The new Lib Dem education spokesperson is primed to push ahead with radical change

TEACHERS FACING allegations of child abuse should keep their anonymity until proven guilty, according to the Welsh Lib Dem's new education spokesperson.

Kirsty Williams, AM for Brecon and Radnorshire, is just a couple of months into the new post but it is an issue that she is ready to take on with a campaigning zeal. Her early meetings with teacher representatives convinced her she must push for change soon.

"We must deal with false allegations against teachers better, striking a balance between the protection of children and teaching staff. At the moment the teacher's name is made public whether they have a case to answer or not. The pressure must be huge."

But Ms Williams, who took over in the post from Peter Black during a shuffle this July, says she is not content to do her job from her office. She vows to visit schools and not just the "shiny" ones that politicians normally get to see.

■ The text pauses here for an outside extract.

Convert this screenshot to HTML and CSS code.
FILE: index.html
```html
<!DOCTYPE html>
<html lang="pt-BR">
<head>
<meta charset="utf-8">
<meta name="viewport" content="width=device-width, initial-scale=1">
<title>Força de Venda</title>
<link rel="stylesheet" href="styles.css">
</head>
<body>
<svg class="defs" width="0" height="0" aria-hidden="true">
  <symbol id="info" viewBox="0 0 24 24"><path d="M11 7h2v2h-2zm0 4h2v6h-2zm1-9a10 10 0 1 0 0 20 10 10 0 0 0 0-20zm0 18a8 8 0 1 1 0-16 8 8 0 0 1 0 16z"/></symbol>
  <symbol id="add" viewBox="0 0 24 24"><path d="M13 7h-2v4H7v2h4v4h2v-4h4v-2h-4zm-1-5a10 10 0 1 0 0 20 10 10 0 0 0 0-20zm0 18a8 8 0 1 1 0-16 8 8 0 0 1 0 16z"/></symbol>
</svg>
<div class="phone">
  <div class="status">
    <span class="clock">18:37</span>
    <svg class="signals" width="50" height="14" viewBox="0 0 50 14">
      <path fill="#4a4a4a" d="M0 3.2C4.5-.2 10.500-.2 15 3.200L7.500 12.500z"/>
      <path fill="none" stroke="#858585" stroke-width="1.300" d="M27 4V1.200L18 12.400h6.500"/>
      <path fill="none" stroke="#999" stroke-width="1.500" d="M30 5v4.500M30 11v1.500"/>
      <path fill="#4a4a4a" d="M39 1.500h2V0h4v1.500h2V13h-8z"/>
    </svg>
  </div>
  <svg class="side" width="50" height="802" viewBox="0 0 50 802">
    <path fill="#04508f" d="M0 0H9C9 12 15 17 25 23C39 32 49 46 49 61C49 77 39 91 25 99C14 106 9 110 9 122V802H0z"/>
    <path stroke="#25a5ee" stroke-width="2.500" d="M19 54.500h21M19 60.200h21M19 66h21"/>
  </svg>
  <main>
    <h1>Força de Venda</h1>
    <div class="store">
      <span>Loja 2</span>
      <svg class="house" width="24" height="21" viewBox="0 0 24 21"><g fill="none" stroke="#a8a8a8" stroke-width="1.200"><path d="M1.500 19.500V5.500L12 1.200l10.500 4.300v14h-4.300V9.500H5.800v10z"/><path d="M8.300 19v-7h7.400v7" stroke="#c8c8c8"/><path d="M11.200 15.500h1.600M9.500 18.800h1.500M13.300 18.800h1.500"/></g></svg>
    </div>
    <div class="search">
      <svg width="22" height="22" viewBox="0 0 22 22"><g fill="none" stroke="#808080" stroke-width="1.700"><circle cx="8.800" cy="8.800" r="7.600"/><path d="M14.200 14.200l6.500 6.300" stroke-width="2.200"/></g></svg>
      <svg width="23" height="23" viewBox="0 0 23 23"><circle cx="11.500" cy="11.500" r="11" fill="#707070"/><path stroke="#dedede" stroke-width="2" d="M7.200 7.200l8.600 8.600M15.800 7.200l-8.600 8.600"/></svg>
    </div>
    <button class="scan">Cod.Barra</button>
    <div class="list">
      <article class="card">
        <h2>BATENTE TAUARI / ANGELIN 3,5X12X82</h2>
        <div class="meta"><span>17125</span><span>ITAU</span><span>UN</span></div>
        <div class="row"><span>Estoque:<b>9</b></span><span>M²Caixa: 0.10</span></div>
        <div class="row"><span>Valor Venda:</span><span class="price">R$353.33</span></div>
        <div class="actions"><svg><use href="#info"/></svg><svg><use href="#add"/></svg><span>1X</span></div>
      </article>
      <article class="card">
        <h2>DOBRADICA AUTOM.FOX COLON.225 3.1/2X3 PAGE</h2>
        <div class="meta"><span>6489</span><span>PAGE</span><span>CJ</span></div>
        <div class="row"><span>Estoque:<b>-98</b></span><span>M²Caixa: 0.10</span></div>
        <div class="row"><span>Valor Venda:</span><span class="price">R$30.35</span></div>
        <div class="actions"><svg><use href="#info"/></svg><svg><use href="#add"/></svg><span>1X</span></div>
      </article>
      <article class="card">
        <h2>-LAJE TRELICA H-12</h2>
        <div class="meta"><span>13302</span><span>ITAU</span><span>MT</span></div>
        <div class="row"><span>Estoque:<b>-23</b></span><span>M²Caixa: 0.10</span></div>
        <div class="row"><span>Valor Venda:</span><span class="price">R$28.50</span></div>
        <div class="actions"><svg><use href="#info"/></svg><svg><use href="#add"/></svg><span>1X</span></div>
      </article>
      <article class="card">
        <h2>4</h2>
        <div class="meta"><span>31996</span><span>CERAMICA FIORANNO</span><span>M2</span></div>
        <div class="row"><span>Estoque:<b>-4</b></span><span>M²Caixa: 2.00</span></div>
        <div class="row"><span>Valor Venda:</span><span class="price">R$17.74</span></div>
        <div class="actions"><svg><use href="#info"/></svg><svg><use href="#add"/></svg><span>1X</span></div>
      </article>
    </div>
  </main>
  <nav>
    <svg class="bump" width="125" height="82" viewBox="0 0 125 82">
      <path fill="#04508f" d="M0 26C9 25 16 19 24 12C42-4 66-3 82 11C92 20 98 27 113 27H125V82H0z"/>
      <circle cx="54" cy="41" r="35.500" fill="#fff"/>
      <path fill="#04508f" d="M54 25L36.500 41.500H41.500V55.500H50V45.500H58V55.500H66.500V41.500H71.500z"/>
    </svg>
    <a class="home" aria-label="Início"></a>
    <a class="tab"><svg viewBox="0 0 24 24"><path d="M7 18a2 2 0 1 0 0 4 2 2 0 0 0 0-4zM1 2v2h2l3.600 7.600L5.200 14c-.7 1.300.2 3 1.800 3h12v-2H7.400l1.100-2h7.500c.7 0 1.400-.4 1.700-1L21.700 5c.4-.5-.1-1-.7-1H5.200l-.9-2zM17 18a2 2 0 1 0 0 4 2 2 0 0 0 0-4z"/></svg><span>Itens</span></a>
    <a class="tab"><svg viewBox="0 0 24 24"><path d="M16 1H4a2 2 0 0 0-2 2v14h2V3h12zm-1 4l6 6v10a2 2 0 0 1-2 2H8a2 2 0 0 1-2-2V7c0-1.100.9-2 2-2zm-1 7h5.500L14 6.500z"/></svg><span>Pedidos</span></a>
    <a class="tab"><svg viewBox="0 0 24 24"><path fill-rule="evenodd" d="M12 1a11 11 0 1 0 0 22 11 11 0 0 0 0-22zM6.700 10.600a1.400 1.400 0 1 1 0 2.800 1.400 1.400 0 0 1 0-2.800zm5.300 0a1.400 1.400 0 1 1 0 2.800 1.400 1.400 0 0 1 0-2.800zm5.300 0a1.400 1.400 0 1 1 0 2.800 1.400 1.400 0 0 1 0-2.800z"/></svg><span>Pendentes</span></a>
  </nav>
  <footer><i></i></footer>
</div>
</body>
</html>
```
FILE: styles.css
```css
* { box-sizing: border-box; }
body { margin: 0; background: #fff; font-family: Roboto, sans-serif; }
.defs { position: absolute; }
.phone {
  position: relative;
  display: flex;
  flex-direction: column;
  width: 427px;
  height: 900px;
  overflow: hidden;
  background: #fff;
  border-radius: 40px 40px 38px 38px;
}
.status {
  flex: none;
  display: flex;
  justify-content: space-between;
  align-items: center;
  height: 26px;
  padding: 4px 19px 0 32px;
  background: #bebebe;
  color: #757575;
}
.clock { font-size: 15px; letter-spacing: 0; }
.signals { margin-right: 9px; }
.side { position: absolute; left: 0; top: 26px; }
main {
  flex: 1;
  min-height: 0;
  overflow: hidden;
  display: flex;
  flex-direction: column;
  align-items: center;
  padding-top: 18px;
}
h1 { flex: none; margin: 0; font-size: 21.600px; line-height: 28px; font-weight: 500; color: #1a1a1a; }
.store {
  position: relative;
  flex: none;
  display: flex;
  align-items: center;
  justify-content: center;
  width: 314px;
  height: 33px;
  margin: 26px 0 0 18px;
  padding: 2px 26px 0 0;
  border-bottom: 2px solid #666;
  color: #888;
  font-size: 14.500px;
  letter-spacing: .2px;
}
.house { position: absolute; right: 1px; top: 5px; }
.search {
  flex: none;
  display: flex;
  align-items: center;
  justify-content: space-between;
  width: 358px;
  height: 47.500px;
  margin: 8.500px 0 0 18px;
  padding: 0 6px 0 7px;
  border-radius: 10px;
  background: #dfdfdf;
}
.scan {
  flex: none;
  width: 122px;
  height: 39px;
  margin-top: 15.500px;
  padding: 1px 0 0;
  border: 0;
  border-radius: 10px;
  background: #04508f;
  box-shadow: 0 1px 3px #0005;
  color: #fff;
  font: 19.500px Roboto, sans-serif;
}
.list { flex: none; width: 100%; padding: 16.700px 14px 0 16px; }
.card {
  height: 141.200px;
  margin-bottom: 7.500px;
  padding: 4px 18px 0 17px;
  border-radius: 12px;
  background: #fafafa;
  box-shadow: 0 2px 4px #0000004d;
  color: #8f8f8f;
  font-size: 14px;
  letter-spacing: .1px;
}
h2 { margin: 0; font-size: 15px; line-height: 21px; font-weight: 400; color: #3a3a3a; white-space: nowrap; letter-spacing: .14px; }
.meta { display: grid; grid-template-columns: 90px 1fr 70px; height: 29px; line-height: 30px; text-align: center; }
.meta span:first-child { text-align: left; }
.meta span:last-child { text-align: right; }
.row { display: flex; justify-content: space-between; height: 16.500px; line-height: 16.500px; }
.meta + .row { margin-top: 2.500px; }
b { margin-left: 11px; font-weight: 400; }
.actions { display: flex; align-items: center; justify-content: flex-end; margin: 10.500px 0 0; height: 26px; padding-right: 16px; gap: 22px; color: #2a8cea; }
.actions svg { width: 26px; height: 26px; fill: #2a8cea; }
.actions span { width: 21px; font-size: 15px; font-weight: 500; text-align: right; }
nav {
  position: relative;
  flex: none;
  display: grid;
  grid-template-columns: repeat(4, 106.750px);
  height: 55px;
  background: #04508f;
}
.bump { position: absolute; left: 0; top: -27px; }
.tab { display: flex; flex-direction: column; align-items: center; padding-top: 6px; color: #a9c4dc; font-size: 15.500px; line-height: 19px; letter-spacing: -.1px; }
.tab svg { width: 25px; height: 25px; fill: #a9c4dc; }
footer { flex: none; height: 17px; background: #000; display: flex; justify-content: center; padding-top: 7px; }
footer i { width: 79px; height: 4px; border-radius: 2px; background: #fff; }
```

On her travels she plans to keep an open mind on one Assembly government policy she has openly criticised in the past in her mantle of economic development the free breakfast initiative in primary schools.

"I have major concerns about the effectiveness of the free school breakfast programme.

"But I hope to go and visit some school breakfast clubs with people who are enthusiastic about them and look forward to having my views challenged," she told TES Cymru during her first interview with the paper.

Ms Williams's outspoken views on the scheme, designed to ensure that children from disadvantaged background have a healthy breakfast before school starts, have all revolved around money. Put simply, she believes the funding could be better spent elsewhere.

The poor performance of boys is also a concern, especially evidence to suggest boys are turning away from higher education.

In response to findings in August by the think tank The Sutton Trust that 10 per cent more of girls than boys aged 11-16 in England and Wales aspire to go to university, she said: "The difficult question is whether it is the result of a poor view of their capabilities that boys are underachieving in their exams."

She fully supports the Assembly government's recently announced review of the gap in academic achievements between the two sexes, something she claims the Lib Dems have called for over the past two years.

Ms Williams, 36, had an unintended early introduction to education. She recalls being "smuggled" into Blaenymaes Primary School, Swansea, as a toddler by her gran who was a cook there after her mother fell ill. "You couldn't imagine that happening these days, could you?" she says.

Ms Williams, a mother-of-three, was born in Taunton, Somerset, to Welsh parents before the family settled in Bynea, Llanelli, when she was three. She attended primary school officially this time at Bynea and then St Michael's School in Llanelli before taking American studies at Manchester University.

After graduating she went on to become a sales and marketing executive before becoming the Lib Dem's Assembly government candidate for Brecon and Radnorshire, described then as a huge achievement for someone without a traditional farming background.